[Stored dataset items]
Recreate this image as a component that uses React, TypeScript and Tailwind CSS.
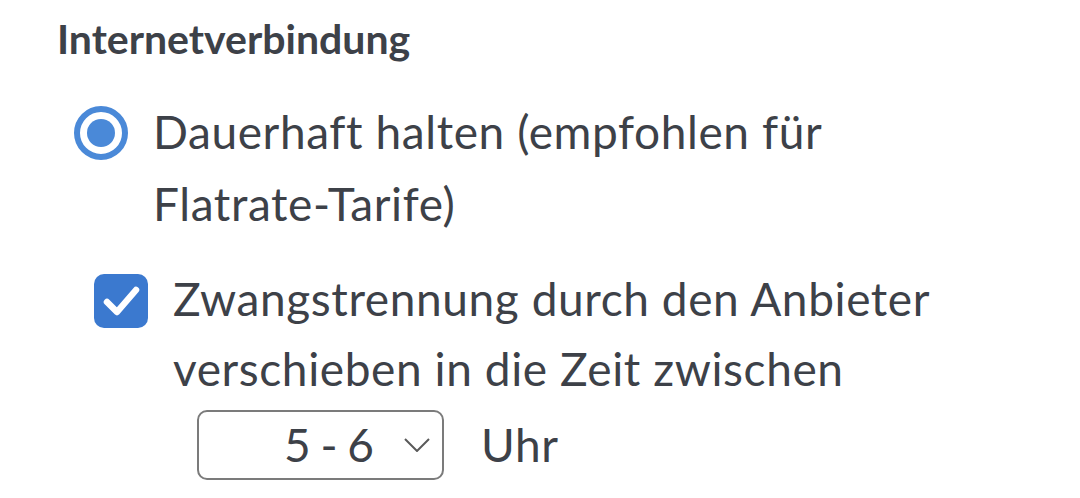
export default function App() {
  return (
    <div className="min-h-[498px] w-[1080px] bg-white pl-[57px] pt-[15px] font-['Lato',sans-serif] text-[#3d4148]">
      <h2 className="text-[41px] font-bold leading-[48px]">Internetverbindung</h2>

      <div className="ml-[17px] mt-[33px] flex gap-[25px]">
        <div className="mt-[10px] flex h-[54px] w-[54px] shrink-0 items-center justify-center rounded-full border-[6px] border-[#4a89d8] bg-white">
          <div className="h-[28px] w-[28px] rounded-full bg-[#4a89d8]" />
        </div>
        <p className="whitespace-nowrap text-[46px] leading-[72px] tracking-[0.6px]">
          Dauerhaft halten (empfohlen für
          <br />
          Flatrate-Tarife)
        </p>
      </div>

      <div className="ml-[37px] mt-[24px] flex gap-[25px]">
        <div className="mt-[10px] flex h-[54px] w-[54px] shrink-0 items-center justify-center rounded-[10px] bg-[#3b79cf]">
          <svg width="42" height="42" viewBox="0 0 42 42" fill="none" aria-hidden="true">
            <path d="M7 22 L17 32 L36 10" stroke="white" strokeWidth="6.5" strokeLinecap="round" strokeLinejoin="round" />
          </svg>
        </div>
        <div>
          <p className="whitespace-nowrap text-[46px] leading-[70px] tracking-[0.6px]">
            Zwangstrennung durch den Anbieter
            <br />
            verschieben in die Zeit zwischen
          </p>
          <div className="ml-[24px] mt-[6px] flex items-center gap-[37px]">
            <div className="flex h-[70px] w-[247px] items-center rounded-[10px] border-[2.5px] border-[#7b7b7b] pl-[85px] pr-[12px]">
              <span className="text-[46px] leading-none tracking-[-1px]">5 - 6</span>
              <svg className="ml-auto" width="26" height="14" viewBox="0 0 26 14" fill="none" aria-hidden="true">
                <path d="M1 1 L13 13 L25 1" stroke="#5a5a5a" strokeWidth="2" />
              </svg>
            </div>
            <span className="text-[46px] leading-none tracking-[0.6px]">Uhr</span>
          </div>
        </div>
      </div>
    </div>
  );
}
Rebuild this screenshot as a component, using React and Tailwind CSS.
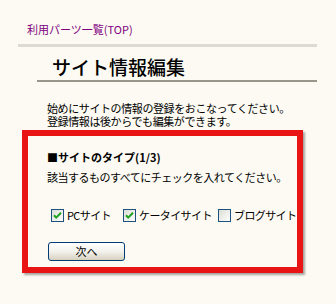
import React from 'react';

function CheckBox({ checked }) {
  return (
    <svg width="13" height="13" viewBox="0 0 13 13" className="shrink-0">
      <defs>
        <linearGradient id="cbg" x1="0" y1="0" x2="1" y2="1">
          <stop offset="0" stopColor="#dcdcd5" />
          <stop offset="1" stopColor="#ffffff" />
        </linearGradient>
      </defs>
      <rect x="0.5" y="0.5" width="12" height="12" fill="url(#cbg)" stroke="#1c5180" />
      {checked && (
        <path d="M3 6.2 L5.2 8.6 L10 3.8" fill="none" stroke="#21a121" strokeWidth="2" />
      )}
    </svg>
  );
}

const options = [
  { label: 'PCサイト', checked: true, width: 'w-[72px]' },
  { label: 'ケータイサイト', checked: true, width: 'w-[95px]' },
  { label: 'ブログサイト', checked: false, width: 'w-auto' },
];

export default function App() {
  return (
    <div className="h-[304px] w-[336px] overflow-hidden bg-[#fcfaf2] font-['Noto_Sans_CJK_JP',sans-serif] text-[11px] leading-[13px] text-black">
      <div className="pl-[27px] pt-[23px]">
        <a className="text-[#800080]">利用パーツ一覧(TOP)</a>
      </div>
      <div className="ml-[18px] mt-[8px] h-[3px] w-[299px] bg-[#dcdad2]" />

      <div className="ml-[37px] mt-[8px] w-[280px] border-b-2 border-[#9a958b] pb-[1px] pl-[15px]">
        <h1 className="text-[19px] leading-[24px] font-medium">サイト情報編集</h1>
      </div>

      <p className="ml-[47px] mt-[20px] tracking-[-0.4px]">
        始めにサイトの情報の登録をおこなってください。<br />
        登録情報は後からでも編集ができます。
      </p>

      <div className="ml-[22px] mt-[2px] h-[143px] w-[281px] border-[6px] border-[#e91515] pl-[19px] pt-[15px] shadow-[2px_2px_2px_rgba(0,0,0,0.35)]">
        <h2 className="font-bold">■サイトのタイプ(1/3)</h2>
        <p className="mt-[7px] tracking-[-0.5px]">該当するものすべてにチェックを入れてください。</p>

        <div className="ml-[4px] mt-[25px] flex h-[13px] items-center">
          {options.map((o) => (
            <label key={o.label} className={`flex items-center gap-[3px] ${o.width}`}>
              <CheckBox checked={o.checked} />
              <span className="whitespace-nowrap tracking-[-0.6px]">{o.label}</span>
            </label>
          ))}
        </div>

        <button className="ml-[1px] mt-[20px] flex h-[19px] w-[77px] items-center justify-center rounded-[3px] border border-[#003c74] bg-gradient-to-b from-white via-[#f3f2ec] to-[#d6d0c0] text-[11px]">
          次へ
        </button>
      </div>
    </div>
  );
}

■ Written instruction: Transcribe only the lines above that start at the line containing "Rebuild this screenshot" and end at the line containing "import React from 'react';". Omit pictures.

■ Correct answer:
Rebuild this screenshot as a component, using React and Tailwind CSS.
import React from 'react';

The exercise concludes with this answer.